--- start Exercise materials ---

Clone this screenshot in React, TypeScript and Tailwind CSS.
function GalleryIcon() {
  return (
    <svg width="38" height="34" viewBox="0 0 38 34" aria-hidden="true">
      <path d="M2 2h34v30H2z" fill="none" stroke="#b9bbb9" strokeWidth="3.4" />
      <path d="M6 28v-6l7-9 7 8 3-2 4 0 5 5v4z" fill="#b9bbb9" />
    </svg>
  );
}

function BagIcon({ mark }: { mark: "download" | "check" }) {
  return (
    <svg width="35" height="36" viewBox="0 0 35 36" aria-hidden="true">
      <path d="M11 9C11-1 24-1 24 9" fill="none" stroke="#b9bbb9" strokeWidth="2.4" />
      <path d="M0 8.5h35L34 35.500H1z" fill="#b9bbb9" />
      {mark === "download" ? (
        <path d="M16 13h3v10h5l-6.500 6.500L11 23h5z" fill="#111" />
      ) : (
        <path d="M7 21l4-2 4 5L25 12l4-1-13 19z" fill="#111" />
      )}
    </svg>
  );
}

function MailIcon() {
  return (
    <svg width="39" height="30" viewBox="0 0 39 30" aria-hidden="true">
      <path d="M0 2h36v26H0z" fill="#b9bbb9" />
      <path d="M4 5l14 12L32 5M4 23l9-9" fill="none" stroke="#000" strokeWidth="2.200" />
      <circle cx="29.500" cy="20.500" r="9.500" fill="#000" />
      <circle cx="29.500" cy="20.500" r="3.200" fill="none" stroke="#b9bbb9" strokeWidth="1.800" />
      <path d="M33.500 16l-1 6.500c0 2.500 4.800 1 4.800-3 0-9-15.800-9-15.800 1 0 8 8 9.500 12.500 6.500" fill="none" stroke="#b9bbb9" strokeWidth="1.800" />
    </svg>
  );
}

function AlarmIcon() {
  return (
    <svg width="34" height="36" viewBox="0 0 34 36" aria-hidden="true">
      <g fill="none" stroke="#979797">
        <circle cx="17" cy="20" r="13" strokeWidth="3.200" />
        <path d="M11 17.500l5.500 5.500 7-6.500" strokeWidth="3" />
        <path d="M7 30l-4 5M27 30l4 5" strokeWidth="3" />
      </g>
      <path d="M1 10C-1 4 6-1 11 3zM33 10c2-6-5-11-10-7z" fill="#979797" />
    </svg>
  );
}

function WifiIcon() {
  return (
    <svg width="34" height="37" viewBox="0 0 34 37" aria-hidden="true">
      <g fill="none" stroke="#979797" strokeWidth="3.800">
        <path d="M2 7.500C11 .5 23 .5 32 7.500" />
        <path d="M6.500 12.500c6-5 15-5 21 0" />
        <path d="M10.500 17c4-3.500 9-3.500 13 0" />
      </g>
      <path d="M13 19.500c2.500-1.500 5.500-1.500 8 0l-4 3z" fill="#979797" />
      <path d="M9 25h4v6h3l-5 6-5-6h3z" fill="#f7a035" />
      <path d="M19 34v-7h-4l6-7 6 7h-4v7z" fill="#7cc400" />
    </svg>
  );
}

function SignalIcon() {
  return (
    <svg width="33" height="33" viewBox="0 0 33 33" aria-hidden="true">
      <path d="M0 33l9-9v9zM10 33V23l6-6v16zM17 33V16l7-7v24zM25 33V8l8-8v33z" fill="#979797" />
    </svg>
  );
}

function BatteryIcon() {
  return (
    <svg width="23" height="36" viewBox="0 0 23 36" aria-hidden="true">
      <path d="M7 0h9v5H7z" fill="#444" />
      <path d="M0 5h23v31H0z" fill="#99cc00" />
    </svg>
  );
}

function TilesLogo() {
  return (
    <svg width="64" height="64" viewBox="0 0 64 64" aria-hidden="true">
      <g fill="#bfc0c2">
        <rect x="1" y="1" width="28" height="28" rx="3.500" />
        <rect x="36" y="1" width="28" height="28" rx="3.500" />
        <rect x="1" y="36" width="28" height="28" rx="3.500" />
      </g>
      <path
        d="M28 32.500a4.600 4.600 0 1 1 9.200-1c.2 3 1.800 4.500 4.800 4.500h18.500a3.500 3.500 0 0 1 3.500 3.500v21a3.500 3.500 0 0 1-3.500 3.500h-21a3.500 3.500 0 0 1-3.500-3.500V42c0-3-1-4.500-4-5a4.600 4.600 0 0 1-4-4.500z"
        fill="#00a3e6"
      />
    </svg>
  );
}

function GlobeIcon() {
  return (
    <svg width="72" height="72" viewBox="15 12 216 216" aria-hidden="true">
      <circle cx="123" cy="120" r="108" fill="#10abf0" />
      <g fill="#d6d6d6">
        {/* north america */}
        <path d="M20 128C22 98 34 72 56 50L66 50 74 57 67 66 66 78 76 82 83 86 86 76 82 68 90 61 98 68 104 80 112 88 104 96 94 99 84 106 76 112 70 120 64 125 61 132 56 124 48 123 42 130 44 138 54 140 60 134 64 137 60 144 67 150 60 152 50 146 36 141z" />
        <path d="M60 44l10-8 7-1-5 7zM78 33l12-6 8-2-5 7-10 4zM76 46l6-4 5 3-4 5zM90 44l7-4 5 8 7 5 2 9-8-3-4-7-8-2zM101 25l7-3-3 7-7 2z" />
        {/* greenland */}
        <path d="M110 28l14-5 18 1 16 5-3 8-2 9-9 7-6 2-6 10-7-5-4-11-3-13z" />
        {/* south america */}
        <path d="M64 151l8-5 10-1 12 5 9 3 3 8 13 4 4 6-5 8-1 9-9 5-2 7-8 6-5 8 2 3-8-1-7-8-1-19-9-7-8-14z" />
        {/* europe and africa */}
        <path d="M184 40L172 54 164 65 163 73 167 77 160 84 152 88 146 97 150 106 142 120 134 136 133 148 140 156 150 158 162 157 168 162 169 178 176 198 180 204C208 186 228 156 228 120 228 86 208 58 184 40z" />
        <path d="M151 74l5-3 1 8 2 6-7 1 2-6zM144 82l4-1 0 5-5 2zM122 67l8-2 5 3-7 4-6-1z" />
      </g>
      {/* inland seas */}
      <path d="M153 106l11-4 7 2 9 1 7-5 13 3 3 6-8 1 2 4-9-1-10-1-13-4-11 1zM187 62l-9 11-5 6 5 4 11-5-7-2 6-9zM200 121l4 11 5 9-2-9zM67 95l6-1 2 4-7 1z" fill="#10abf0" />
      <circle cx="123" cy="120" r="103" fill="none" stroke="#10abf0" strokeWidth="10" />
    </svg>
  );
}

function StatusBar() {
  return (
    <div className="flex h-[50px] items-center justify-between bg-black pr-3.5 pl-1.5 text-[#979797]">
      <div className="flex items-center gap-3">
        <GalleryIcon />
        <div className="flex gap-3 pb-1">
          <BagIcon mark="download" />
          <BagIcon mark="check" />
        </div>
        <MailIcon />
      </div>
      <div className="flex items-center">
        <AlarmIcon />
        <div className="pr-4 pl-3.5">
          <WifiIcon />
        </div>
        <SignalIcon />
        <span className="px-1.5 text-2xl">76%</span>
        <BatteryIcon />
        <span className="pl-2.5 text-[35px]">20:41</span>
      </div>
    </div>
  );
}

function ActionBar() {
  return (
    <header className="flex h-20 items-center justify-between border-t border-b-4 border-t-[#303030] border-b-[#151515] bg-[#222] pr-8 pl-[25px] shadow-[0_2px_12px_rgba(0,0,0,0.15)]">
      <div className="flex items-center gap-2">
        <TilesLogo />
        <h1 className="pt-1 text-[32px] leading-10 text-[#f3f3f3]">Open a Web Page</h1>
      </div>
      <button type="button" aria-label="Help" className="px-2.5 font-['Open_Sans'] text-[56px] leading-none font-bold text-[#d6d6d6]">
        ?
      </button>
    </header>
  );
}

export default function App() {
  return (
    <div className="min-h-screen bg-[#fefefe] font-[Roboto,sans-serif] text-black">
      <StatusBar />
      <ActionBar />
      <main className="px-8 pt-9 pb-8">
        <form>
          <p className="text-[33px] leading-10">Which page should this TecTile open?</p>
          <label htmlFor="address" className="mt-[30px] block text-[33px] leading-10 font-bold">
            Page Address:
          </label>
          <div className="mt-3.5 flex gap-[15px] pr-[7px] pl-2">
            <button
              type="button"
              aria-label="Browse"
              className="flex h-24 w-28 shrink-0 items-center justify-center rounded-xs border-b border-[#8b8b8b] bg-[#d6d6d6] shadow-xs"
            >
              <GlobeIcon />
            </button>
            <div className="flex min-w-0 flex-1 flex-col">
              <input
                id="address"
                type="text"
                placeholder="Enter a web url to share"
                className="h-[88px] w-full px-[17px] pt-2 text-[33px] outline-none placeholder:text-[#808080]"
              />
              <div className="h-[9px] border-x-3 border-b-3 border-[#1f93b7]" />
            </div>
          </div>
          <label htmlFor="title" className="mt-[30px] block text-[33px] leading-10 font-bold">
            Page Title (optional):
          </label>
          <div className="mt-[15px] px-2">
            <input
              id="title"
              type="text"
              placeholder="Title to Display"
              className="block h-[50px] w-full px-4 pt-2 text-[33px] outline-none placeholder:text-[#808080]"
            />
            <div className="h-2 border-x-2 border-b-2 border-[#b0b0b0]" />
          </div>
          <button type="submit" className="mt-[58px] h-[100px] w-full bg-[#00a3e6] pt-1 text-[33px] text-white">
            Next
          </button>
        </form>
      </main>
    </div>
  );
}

--- end Exercise materials ---
--- start Exercise materials ---

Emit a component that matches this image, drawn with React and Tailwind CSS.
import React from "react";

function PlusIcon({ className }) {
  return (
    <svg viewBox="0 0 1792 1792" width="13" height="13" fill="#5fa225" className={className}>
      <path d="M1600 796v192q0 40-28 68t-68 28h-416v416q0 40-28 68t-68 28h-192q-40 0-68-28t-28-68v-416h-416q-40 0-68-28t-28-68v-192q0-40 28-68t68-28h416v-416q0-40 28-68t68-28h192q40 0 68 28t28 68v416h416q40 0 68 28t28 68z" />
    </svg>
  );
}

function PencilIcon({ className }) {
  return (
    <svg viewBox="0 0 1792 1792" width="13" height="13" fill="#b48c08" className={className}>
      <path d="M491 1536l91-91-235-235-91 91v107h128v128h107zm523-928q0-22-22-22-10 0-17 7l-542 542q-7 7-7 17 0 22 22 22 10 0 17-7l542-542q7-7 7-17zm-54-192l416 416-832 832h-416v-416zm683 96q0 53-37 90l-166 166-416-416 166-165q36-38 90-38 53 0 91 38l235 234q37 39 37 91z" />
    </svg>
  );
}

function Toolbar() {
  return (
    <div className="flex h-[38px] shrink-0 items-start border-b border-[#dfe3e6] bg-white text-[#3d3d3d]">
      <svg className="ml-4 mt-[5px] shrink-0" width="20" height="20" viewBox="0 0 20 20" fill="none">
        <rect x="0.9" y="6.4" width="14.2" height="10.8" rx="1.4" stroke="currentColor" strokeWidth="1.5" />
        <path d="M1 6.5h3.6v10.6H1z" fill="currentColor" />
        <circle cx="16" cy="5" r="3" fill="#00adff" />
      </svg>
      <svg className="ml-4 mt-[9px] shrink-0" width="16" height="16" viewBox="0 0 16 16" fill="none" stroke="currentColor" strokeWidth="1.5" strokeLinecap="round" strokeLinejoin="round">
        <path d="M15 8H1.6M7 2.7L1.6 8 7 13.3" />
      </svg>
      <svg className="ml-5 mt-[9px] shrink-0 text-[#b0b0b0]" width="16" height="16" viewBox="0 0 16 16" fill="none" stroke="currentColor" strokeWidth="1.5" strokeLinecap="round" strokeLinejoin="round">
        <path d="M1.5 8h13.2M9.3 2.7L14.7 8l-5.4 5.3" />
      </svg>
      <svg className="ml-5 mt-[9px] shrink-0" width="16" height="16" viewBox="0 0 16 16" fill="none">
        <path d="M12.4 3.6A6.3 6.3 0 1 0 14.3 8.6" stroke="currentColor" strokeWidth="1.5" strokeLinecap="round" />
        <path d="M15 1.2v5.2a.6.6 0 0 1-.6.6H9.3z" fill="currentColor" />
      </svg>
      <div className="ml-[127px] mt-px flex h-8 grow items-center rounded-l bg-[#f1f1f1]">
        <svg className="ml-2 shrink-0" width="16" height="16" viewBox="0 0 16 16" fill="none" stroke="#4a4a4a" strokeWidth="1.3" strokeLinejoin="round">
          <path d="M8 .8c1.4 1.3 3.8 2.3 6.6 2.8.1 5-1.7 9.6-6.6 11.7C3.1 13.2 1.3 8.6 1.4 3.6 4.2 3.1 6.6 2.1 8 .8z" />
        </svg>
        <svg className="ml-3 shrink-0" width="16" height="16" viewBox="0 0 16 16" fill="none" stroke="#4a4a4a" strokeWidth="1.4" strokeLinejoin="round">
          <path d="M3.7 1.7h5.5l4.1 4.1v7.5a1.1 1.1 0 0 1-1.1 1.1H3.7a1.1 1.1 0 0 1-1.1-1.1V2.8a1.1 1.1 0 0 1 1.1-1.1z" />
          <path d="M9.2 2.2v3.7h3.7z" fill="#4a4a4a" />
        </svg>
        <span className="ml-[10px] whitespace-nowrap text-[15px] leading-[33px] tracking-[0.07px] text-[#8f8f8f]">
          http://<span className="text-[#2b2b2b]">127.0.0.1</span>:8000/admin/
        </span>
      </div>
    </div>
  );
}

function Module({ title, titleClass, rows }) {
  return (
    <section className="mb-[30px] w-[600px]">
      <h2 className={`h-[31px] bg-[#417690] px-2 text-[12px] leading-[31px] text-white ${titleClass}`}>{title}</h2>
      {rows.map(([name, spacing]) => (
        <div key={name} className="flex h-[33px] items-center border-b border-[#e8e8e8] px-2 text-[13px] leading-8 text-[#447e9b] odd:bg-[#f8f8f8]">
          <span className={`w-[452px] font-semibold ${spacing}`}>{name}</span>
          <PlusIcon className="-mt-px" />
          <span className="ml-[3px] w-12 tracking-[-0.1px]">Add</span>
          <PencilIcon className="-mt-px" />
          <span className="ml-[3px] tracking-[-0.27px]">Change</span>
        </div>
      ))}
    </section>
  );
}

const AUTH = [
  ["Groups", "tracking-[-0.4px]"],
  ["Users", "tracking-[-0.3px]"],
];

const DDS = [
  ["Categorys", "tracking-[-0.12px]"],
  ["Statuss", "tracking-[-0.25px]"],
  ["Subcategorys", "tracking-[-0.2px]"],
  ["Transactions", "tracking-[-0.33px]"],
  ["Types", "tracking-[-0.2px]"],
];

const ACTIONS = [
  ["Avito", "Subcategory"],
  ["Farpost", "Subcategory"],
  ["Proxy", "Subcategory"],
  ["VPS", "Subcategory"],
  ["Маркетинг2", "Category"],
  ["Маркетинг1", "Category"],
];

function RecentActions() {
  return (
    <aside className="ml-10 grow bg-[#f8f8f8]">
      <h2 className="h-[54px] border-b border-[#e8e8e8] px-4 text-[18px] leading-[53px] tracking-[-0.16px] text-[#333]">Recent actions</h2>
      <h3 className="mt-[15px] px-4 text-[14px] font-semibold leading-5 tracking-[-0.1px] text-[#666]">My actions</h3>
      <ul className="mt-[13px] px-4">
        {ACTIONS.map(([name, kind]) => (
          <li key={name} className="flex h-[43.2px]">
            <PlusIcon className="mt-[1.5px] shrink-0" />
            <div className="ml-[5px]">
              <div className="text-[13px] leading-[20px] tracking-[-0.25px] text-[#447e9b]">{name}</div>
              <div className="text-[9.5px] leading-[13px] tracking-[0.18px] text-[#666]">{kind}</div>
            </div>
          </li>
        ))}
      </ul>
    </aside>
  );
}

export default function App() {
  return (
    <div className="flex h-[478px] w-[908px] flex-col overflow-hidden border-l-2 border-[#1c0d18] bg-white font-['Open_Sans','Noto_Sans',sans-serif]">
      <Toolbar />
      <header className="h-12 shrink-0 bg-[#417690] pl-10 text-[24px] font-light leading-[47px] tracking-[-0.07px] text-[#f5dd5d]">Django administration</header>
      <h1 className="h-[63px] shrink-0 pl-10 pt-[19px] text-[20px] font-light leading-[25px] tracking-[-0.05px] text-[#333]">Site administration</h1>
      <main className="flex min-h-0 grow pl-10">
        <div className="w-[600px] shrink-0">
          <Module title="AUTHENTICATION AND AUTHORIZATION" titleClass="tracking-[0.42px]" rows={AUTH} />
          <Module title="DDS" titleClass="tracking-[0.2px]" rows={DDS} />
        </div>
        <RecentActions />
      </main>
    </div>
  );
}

--- end Exercise materials ---
--- start Exercise materials ---

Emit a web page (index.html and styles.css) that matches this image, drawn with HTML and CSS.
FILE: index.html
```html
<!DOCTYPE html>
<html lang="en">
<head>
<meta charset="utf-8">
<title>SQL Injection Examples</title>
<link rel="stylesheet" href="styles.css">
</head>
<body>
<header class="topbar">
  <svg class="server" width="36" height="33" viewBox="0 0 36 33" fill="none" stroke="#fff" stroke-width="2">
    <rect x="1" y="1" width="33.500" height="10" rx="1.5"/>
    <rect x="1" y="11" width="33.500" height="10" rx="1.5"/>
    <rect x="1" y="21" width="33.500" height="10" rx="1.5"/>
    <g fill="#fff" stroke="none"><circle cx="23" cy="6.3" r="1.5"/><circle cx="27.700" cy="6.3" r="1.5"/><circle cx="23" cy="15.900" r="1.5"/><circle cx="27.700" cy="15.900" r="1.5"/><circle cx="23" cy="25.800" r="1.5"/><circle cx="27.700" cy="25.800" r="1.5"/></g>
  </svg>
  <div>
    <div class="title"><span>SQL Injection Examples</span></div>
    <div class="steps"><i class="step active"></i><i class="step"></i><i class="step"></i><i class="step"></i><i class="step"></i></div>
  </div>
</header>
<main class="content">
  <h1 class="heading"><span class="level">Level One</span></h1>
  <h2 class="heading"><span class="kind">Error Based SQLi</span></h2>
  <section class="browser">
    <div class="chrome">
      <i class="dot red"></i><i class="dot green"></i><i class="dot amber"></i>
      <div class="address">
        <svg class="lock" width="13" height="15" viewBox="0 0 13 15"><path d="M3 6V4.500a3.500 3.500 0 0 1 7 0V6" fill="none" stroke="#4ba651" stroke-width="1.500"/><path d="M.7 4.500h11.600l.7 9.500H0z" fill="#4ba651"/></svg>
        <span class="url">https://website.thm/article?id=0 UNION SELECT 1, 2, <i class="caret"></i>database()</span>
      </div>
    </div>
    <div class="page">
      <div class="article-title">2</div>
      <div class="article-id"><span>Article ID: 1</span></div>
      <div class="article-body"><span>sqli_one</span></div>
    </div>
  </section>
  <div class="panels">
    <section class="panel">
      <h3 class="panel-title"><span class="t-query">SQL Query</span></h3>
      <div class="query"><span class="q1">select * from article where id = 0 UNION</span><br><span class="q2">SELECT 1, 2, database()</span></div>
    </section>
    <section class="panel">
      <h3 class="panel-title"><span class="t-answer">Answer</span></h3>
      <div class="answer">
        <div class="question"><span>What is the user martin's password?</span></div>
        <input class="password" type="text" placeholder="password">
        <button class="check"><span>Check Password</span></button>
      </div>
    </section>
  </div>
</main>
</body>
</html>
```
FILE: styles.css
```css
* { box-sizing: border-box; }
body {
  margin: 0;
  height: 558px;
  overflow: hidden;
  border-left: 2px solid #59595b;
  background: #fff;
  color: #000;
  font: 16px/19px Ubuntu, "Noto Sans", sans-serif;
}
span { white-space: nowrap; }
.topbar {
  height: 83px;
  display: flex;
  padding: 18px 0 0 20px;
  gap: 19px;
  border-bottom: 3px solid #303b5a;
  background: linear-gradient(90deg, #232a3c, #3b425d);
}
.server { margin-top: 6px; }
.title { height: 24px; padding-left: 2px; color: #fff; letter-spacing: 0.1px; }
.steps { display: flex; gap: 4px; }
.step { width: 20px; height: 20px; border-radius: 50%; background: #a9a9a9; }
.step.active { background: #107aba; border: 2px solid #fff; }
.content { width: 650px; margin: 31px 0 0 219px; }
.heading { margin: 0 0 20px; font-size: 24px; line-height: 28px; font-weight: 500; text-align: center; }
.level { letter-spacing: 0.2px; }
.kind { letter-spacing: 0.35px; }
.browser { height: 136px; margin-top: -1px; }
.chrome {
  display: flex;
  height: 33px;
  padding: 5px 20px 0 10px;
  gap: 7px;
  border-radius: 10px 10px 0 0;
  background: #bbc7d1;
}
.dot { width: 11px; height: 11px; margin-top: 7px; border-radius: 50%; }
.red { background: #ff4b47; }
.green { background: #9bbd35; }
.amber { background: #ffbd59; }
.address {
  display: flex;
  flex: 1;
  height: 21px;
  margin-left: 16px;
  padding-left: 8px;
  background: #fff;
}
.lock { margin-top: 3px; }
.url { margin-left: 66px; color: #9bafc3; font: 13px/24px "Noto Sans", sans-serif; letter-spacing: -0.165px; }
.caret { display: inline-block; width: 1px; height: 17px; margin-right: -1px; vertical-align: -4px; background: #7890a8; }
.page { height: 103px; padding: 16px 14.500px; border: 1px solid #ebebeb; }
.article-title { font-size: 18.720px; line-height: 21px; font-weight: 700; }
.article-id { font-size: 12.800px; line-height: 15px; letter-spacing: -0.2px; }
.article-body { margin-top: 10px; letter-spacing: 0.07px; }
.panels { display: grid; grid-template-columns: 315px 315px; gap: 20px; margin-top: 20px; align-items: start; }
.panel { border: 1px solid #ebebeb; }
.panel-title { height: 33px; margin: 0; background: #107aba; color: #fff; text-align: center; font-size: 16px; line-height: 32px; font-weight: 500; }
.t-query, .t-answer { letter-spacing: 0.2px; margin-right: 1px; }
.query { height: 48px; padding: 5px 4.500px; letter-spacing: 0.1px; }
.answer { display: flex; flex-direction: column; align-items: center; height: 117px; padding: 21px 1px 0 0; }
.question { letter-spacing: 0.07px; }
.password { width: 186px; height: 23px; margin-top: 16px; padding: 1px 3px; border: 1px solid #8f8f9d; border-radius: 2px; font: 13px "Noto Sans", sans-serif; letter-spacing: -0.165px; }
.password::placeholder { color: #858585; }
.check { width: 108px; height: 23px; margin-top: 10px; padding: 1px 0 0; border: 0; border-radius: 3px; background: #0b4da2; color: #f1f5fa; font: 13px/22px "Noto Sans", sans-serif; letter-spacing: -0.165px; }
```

--- end Exercise materials ---

**Your task**
Gather each line holding the string "matches".

**Exercise result**
Emit a component that matches this image, drawn with React and Tailwind CSS.
Emit a web page (index.html and styles.css) that matches this image, drawn with HTML and CSS.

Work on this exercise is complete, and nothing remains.